* BEGIN Provided data *

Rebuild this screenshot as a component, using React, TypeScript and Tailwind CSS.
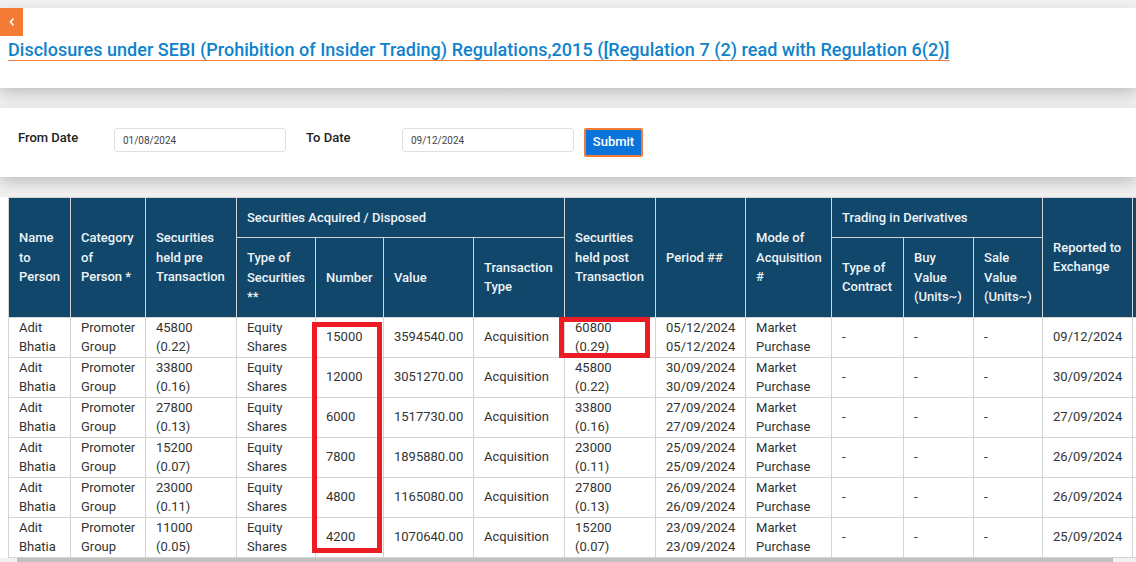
const rows = [
  ['45800', '(0.22)', '15000', '3594540.00', '60800', '(0.29)', '05/12/2024', '05/12/2024', '09/12/2024'],
  ['33800', '(0.16)', '12000', '3051270.00', '45800', '(0.22)', '30/09/2024', '30/09/2024', '30/09/2024'],
  ['27800', '(0.13)', '6000', '1517730.00', '33800', '(0.16)', '27/09/2024', '27/09/2024', '27/09/2024'],
  ['15200', '(0.07)', '7800', '1895880.00', '23000', '(0.11)', '25/09/2024', '25/09/2024', '26/09/2024'],
  ['23000', '(0.11)', '4800', '1165080.00', '27800', '(0.13)', '26/09/2024', '26/09/2024', '26/09/2024'],
  ['11000', '(0.05)', '4200', '1070640.00', '15200', '(0.07)', '23/09/2024', '23/09/2024', '25/09/2024'],
];

const widths = [62, 75, 91, 79, 68, 90, 91, 91, 90, 86, 72, 70, 69, 90, 60];

const th = 'border border-[#d4d4d4] px-[10px] pb-[0.5px] text-left align-middle font-medium leading-[19.5px]';
const td = 'border border-[#d4d4d4] px-[10px] pb-px align-middle leading-[19px] h-[40px] overflow-hidden';
const tdOne = 'border border-[#d4d4d4] px-[10px] pb-[3px] align-middle leading-[19px] h-[40px] overflow-hidden';

export default function App() {
  return (
    <div className="h-[562px] w-[1136px] overflow-hidden bg-[#f2f2f2] bg-[repeating-linear-gradient(0deg,rgba(0,0,0,0.012)_0px,rgba(0,0,0,0.012)_1px,transparent_1px,transparent_3px)] pt-2 font-['Roboto',sans-serif]">
      {/* Heading */}
      <div className="h-[80px] bg-white shadow-[0_6px_14px_rgba(0,0,0,0.2)]">
        <button className="flex h-7 w-[23px] items-center justify-center bg-[#f37b36] text-white">
          <svg width="8" height="10" viewBox="0 0 8 10" fill="none" stroke="currentColor" strokeWidth="1.6">
            <path d="M5.5 1.5 2.5 5l3 3.5" />
          </svg>
        </button>
        <h1 className="ml-2 text-[18px] leading-[28px] font-medium tracking-[0.03px] text-[#0f82cc] underline decoration-[#f37b36] decoration-1 underline-offset-[4px]">
          Disclosures under SEBI (Prohibition of Insider Trading) Regulations,2015 ([Regulation 7 (2) read with Regulation 6(2)]
        </h1>
      </div>

      {/* Filter */}
      <div className="mt-5 flex h-[69px] items-start bg-white pl-[18px] text-[13px] shadow-[0_6px_14px_rgba(0,0,0,0.2)]">
        <label className="mt-[21px] w-[96px] leading-[18px] font-medium text-[#222]">From Date</label>
        <input
          readOnly
          value="01/08/2024"
          className="mt-5 h-6 w-[172px] rounded-[3px] border border-[#dcdee4] bg-white px-2 text-[10px] text-[#444]"
        />
        <label className="mt-[21px] ml-5 w-[96px] leading-[18px] font-medium text-[#222]">To Date</label>
        <input
          readOnly
          value="09/12/2024"
          className="mt-5 h-6 w-[172px] rounded-[3px] border border-[#dcdee4] bg-white px-2 text-[10px] text-[#444]"
        />
        <button className="mt-5 ml-[10px] h-[29px] w-[59px] rounded-[2px] border-2 border-[#f37b36] bg-[#0a74da] pb-px font-medium text-white">
          Submit
        </button>
      </div>

      {/* Table */}
      <div className="relative mt-5 h-[365px] overflow-hidden bg-white pl-[8px]">
        <table className="w-[1184px] table-fixed border-collapse text-[13px] text-[#333]">
          <colgroup>
            {widths.map((w, i) => (
              <col key={i} style={{ width: w }} />
            ))}
          </colgroup>
          <thead className="bg-[#11476b] text-[#eef3f6]">
            <tr className="h-[40px]">
              <th rowSpan={2} className={th}>Name<br />to<br />Person</th>
              <th rowSpan={2} className={th}>Category<br />of<br />Person *</th>
              <th rowSpan={2} className={th}>Securities<br />held pre<br />Transaction</th>
              <th colSpan={4} className={th}>Securities Acquired / Disposed</th>
              <th rowSpan={2} className={th}>Securities<br />held post<br />Transaction</th>
              <th rowSpan={2} className={th}>Period ##</th>
              <th rowSpan={2} className={th}>Mode of<br />Acquisition<br />#</th>
              <th colSpan={3} className={th}>Trading in Derivatives</th>
              <th rowSpan={2} className={th}>Reported to<br />Exchange</th>
              <th rowSpan={2} className={th}></th>
            </tr>
            <tr className="h-[80px]">
              <th className={th}>Type of<br />Securities<br />**</th>
              <th className={th}>Number</th>
              <th className={th}>Value</th>
              <th className={th}>Transaction<br />Type</th>
              <th className={th}>Type of<br />Contract</th>
              <th className={th}>Buy<br />Value<br />(Units~)</th>
              <th className={th}>Sale<br />Value<br />(Units~)</th>
            </tr>
          </thead>
          <tbody>
            {rows.map((r, i) => (
              <tr key={i}>
                <td className={td}>Adit<br />Bhatia</td>
                <td className={td}>Promoter<br />Group</td>
                <td className={td}>{r[0]}<br />{r[1]}</td>
                <td className={td}>Equity<br />Shares</td>
                <td className={tdOne}>{r[2]}</td>
                <td className={tdOne}>{r[3]}</td>
                <td className={tdOne}>Acquisition</td>
                <td className={td}>{r[4]}<br />{r[5]}</td>
                <td className={td}>{r[6]}<br />{r[7]}</td>
                <td className={td}>Market<br />Purchase</td>
                <td className={tdOne}>-</td>
                <td className={tdOne}>-</td>
                <td className={tdOne}>-</td>
                <td className={tdOne}>{r[8]}</td>
                <td className={tdOne}></td>
              </tr>
            ))}
          </tbody>
        </table>

        {/* Red annotation boxes */}
        <div className="absolute top-[125px] left-[312px] h-[231px] w-[70px] border-[5px] border-[#ed1c24]" />
        <div className="absolute top-[120px] left-[559px] h-[41px] w-[91px] border-[5px] border-[#ed1c24]" />

        {/* Scrollbar */}
        <div className="absolute right-0 bottom-0 left-0 h-[4px] bg-[#f1f1f1]">
          <div className="ml-[17px] h-full w-[1096px] bg-[#c1c1c1]" />
        </div>
      </div>
    </div>
  );
}
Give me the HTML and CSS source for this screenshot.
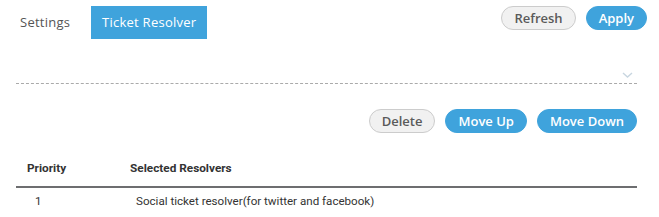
FILE: index.html
```html
<!DOCTYPE html>
<html>
<head>
<meta charset="utf-8">
<link rel="stylesheet" href="styles.css">
</head>
<body>
<div class="page">
  <div class="topbar">
    <div class="tabs">
      <div class="tab">Settings</div>
      <div class="tab active">Ticket Resolver</div>
    </div>
    <div class="actions">
      <button class="btn btn-light">Refresh</button>
      <button class="btn btn-primary">Apply</button>
    </div>
  </div>
  <div class="main">
    <div class="select">
      <svg class="chev" width="11" height="6" viewBox="0 0 11 6"><path d="M1 1 L5.5 5 L10 1" fill="none" stroke="#c8d6e0" stroke-width="1.4"/></svg>
    </div>
    <div class="toolbar">
      <button class="btn btn-light">Delete</button>
      <button class="btn btn-primary">Move Up</button>
      <button class="btn btn-primary">Move Down</button>
    </div>
    <table class="grid">
      <thead>
        <tr><th class="c1">Priority</th><th class="c2">Selected Resolvers</th></tr>
      </thead>
      <tbody>
        <tr><td class="c1">1</td><td class="c2">Social ticket resolver(for twitter and facebook)</td></tr>
      </tbody>
    </table>
  </div>
</div>
</body>
</html>
```

FILE: styles.css
```css
* { box-sizing: border-box; }
html, body { margin: 0; padding: 0; background: #fff; }
body { font-family: "Open Sans", sans-serif; }
.page { width: 659px; height: 217px; overflow: hidden; }
.topbar {
  display: flex;
  justify-content: space-between;
  align-items: flex-start;
  padding: 6px 12px 0 9px;
}
.tabs { display: flex; gap: 0; }
.tab {
  height: 33px;
  line-height: 33px;
  padding: 0 11px;
  font-size: 13px;
  color: #555;
  letter-spacing: 0.25px;
  white-space: nowrap;
}
.tab.active {
  background: #3fa3dc;
  color: #fff;
  margin-left: 10px;
  padding: 0;
  width: 116px;
  text-align: center;
}
.actions { display: flex; gap: 10px; }
.btn {
  font-family: "Open Sans", sans-serif;
  font-size: 13px;
  font-weight: 600;
  height: 24px;
  padding: 0 12px;
  border-radius: 12px;
  border: 1px solid #3fa3dc;
  background: #3fa3dc;
  color: #fff;
  line-height: 22px;
  white-space: nowrap;
  cursor: pointer;
}
.btn-light {
  background: #f1f1f1;
  border-color: #cccccc;
  color: #5a5a5a;
}
.main { padding: 0 22px 0 16px; }
.select {
  height: 45px;
  border-bottom: 1px dashed #aaaaaa;
  display: flex;
  justify-content: flex-end;
  align-items: flex-end;
  padding: 0 4px 5px 0;
}
.chev { display: block; }
.toolbar {
  display: flex;
  justify-content: flex-end;
  gap: 10px;
  margin-top: 25px;
}
.grid {
  width: 100%;
  border-collapse: collapse;
  margin-top: 17px;
  font-family: Roboto, sans-serif;
  font-size: 11.6px;
}
.grid th {
  text-align: left;
  font-weight: 700;
  color: #333;
  height: 37px;
  font-size: 11.8px;
  border-bottom: 2px solid #6d6e70;
  padding: 0;
}
.grid td { color: #333; height: 27px; padding: 0; vertical-align: middle; }
.grid th.c1 { padding-left: 11px; width: 114px; }
.grid td.c1 { padding-left: 19px; }
.grid td.c2 { padding-left: 6px; }
```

* END Provided data *

Exercise aim
Repeat exactly and only the lines from the start of the data above through the line that holds "69, 90, 60];", inclusive. Pictures do not belong in the copy.

Exercise result
Rebuild this screenshot as a component, using React, TypeScript and Tailwind CSS.
const rows = [
  ['45800', '(0.22)', '15000', '3594540.00', '60800', '(0.29)', '05/12/2024', '05/12/2024', '09/12/2024'],
  ['33800', '(0.16)', '12000', '3051270.00', '45800', '(0.22)', '30/09/2024', '30/09/2024', '30/09/2024'],
  ['27800', '(0.13)', '6000', '1517730.00', '33800', '(0.16)', '27/09/2024', '27/09/2024', '27/09/2024'],
  ['15200', '(0.07)', '7800', '1895880.00', '23000', '(0.11)', '25/09/2024', '25/09/2024', '26/09/2024'],
  ['23000', '(0.11)', '4800', '1165080.00', '27800', '(0.13)', '26/09/2024', '26/09/2024', '26/09/2024'],
  ['11000', '(0.05)', '4200', '1070640.00', '15200', '(0.07)', '23/09/2024', '23/09/2024', '25/09/2024'],
];

const widths = [62, 75, 91, 79, 68, 90, 91, 91, 90, 86, 72, 70, 69, 90, 60];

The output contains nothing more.